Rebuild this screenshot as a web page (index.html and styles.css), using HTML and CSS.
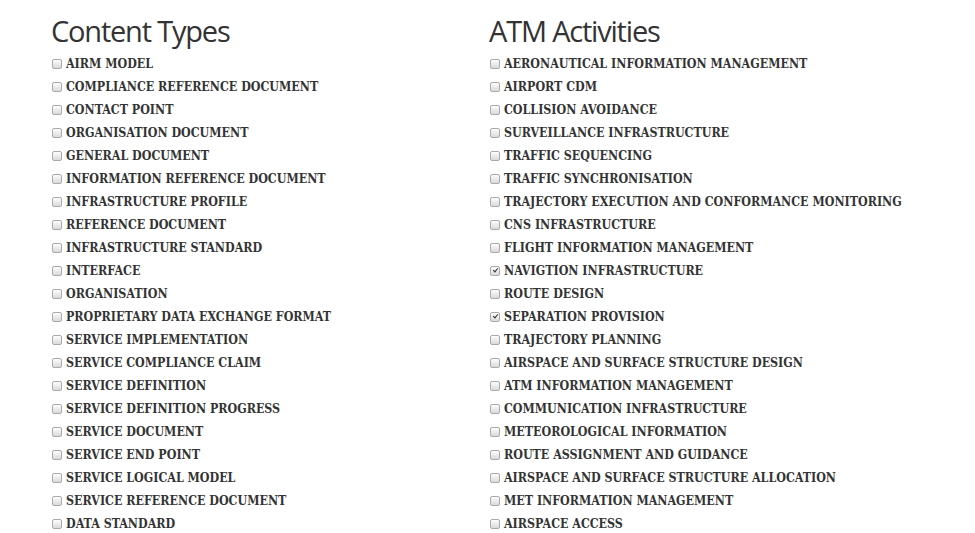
FILE: index.html
```html
<!DOCTYPE html>
<html>
<head>
<meta charset="utf-8">
<link rel="stylesheet" href="styles.css">
</head>
<body>
<div class="page">
  <section class="col">
    <h2 class="title">Content Types</h2>
    <ul class="list">
      <li><span class="cb"></span>AIRM MODEL</li>
      <li><span class="cb"></span>COMPLIANCE REFERENCE DOCUMENT</li>
      <li><span class="cb"></span>CONTACT POINT</li>
      <li><span class="cb"></span>ORGANISATION DOCUMENT</li>
      <li><span class="cb"></span>GENERAL DOCUMENT</li>
      <li><span class="cb"></span>INFORMATION REFERENCE DOCUMENT</li>
      <li><span class="cb"></span>INFRASTRUCTURE PROFILE</li>
      <li><span class="cb"></span>REFERENCE DOCUMENT</li>
      <li><span class="cb"></span>INFRASTRUCTURE STANDARD</li>
      <li><span class="cb"></span>INTERFACE</li>
      <li><span class="cb"></span>ORGANISATION</li>
      <li><span class="cb"></span>PROPRIETARY DATA EXCHANGE FORMAT</li>
      <li><span class="cb"></span>SERVICE IMPLEMENTATION</li>
      <li><span class="cb"></span>SERVICE COMPLIANCE CLAIM</li>
      <li><span class="cb"></span>SERVICE DEFINITION</li>
      <li><span class="cb"></span>SERVICE DEFINITION PROGRESS</li>
      <li><span class="cb"></span>SERVICE DOCUMENT</li>
      <li><span class="cb"></span>SERVICE END POINT</li>
      <li><span class="cb"></span>SERVICE LOGICAL MODEL</li>
      <li><span class="cb"></span>SERVICE REFERENCE DOCUMENT</li>
      <li><span class="cb"></span>DATA STANDARD</li>
    </ul>
  </section>
  <section class="col">
    <h2 class="title">ATM Activities</h2>
    <ul class="list">
      <li><span class="cb"></span>AERONAUTICAL INFORMATION MANAGEMENT</li>
      <li><span class="cb"></span>AIRPORT CDM</li>
      <li><span class="cb"></span>COLLISION AVOIDANCE</li>
      <li><span class="cb"></span>SURVEILLANCE INFRASTRUCTURE</li>
      <li><span class="cb"></span>TRAFFIC SEQUENCING</li>
      <li><span class="cb"></span>TRAFFIC SYNCHRONISATION</li>
      <li><span class="cb"></span>TRAJECTORY EXECUTION AND CONFORMANCE MONITORING</li>
      <li><span class="cb"></span>CNS INFRASTRUCTURE</li>
      <li><span class="cb"></span>FLIGHT INFORMATION MANAGEMENT</li>
      <li><span class="cb checked"></span>NAVIGTION INFRASTRUCTURE</li>
      <li><span class="cb"></span>ROUTE DESIGN</li>
      <li><span class="cb checked"></span>SEPARATION PROVISION</li>
      <li><span class="cb"></span>TRAJECTORY PLANNING</li>
      <li><span class="cb"></span>AIRSPACE AND SURFACE STRUCTURE DESIGN</li>
      <li><span class="cb"></span>ATM INFORMATION MANAGEMENT</li>
      <li><span class="cb"></span>COMMUNICATION INFRASTRUCTURE</li>
      <li><span class="cb"></span>METEOROLOGICAL INFORMATION</li>
      <li><span class="cb"></span>ROUTE ASSIGNMENT AND GUIDANCE</li>
      <li><span class="cb"></span>AIRSPACE AND SURFACE STRUCTURE ALLOCATION</li>
      <li><span class="cb"></span>MET INFORMATION MANAGEMENT</li>
      <li><span class="cb"></span>AIRSPACE ACCESS</li>
    </ul>
  </section>
</div>
</body>
</html>
```
FILE: styles.css
```css
html, body {
  margin: 0;
  padding: 0;
  background: #fff;
  color: #333;
}
.page {
  display: grid;
  grid-template-columns: 438px 438px;
  padding: 13px 0 0 52px;
}
.title {
  font-family: "Open Sans", sans-serif;
  font-weight: 400;
  font-size: 29px;
  letter-spacing: -1.2px;
  line-height: 36px;
  margin: 0 0 3px -1px;
  color: #333;
}
.list {
  list-style: none;
  margin: 0;
  padding: 0;
}
.list li {
  display: flex;
  align-items: center;
  height: 23px;
  font-family: "DejaVu Serif Condensed", "DejaVu Serif", serif;
  font-weight: 700;
  font-size: 12.35px;
  color: #333;
  white-space: nowrap;
}
.cb {
  position: relative;
  width: 8px;
  height: 8px;
  border: 1px solid #aaa;
  border-radius: 2px;
  background: linear-gradient(#fdfdfd, #dadada);
  margin-right: 4px;
  flex: none;
}
.cb.checked::after {
  content: "";
  position: absolute;
  left: 2.5px;
  top: 0.5px;
  width: 2px;
  height: 4px;
  border: solid #333;
  border-width: 0 1.6px 1.6px 0;
  transform: rotate(40deg);
}
```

#### SET TASK:
Repeat the lines above exactly, and keep every picture out.

#### COMPLETED TASK:
Rebuild this screenshot as a web page (index.html and styles.css), using HTML and CSS.
FILE: index.html
```html
<!DOCTYPE html>
<html>
<head>
<meta charset="utf-8">
<link rel="stylesheet" href="styles.css">
</head>
<body>
<div class="page">
  <section class="col">
    <h2 class="title">Content Types</h2>
    <ul class="list">
      <li><span class="cb"></span>AIRM MODEL</li>
      <li><span class="cb"></span>COMPLIANCE REFERENCE DOCUMENT</li>
      <li><span class="cb"></span>CONTACT POINT</li>
      <li><span class="cb"></span>ORGANISATION DOCUMENT</li>
      <li><span class="cb"></span>GENERAL DOCUMENT</li>
      <li><span class="cb"></span>INFORMATION REFERENCE DOCUMENT</li>
      <li><span class="cb"></span>INFRASTRUCTURE PROFILE</li>
      <li><span class="cb"></span>REFERENCE DOCUMENT</li>
      <li><span class="cb"></span>INFRASTRUCTURE STANDARD</li>
      <li><span class="cb"></span>INTERFACE</li>
      <li><span class="cb"></span>ORGANISATION</li>
      <li><span class="cb"></span>PROPRIETARY DATA EXCHANGE FORMAT</li>
      <li><span class="cb"></span>SERVICE IMPLEMENTATION</li>
      <li><span class="cb"></span>SERVICE COMPLIANCE CLAIM</li>
      <li><span class="cb"></span>SERVICE DEFINITION</li>
      <li><span class="cb"></span>SERVICE DEFINITION PROGRESS</li>
      <li><span class="cb"></span>SERVICE DOCUMENT</li>
      <li><span class="cb"></span>SERVICE END POINT</li>
      <li><span class="cb"></span>SERVICE LOGICAL MODEL</li>
      <li><span class="cb"></span>SERVICE REFERENCE DOCUMENT</li>
      <li><span class="cb"></span>DATA STANDARD</li>
    </ul>
  </section>
  <section class="col">
    <h2 class="title">ATM Activities</h2>
    <ul class="list">
      <li><span class="cb"></span>AERONAUTICAL INFORMATION MANAGEMENT</li>
      <li><span class="cb"></span>AIRPORT CDM</li>
      <li><span class="cb"></span>COLLISION AVOIDANCE</li>
      <li><span class="cb"></span>SURVEILLANCE INFRASTRUCTURE</li>
      <li><span class="cb"></span>TRAFFIC SEQUENCING</li>
      <li><span class="cb"></span>TRAFFIC SYNCHRONISATION</li>
      <li><span class="cb"></span>TRAJECTORY EXECUTION AND CONFORMANCE MONITORING</li>
      <li><span class="cb"></span>CNS INFRASTRUCTURE</li>
      <li><span class="cb"></span>FLIGHT INFORMATION MANAGEMENT</li>
      <li><span class="cb checked"></span>NAVIGTION INFRASTRUCTURE</li>
      <li><span class="cb"></span>ROUTE DESIGN</li>
      <li><span class="cb checked"></span>SEPARATION PROVISION</li>
      <li><span class="cb"></span>TRAJECTORY PLANNING</li>
      <li><span class="cb"></span>AIRSPACE AND SURFACE STRUCTURE DESIGN</li>
      <li><span class="cb"></span>ATM INFORMATION MANAGEMENT</li>
      <li><span class="cb"></span>COMMUNICATION INFRASTRUCTURE</li>
      <li><span class="cb"></span>METEOROLOGICAL INFORMATION</li>
      <li><span class="cb"></span>ROUTE ASSIGNMENT AND GUIDANCE</li>
      <li><span class="cb"></span>AIRSPACE AND SURFACE STRUCTURE ALLOCATION</li>
      <li><span class="cb"></span>MET INFORMATION MANAGEMENT</li>
      <li><span class="cb"></span>AIRSPACE ACCESS</li>
    </ul>
  </section>
</div>
</body>
</html>
```
FILE: styles.css
```css
html, body {
  margin: 0;
  padding: 0;
  background: #fff;
  color: #333;
}
.page {
  display: grid;
  grid-template-columns: 438px 438px;
  padding: 13px 0 0 52px;
}
.title {
  font-family: "Open Sans", sans-serif;
  font-weight: 400;
  font-size: 29px;
  letter-spacing: -1.2px;
  line-height: 36px;
  margin: 0 0 3px -1px;
  color: #333;
}
.list {
  list-style: none;
  margin: 0;
  padding: 0;
}
.list li {
  display: flex;
  align-items: center;
  height: 23px;
  font-family: "DejaVu Serif Condensed", "DejaVu Serif", serif;
  font-weight: 700;
  font-size: 12.35px;
  color: #333;
  white-space: nowrap;
}
.cb {
  position: relative;
  width: 8px;
  height: 8px;
  border: 1px solid #aaa;
  border-radius: 2px;
  background: linear-gradient(#fdfdfd, #dadada);
  margin-right: 4px;
  flex: none;
}
.cb.checked::after {
  content: "";
  position: absolute;
  left: 2.5px;
  top: 0.5px;
  width: 2px;
  height: 4px;
  border: solid #333;
  border-width: 0 1.6px 1.6px 0;
  transform: rotate(40deg);
}
```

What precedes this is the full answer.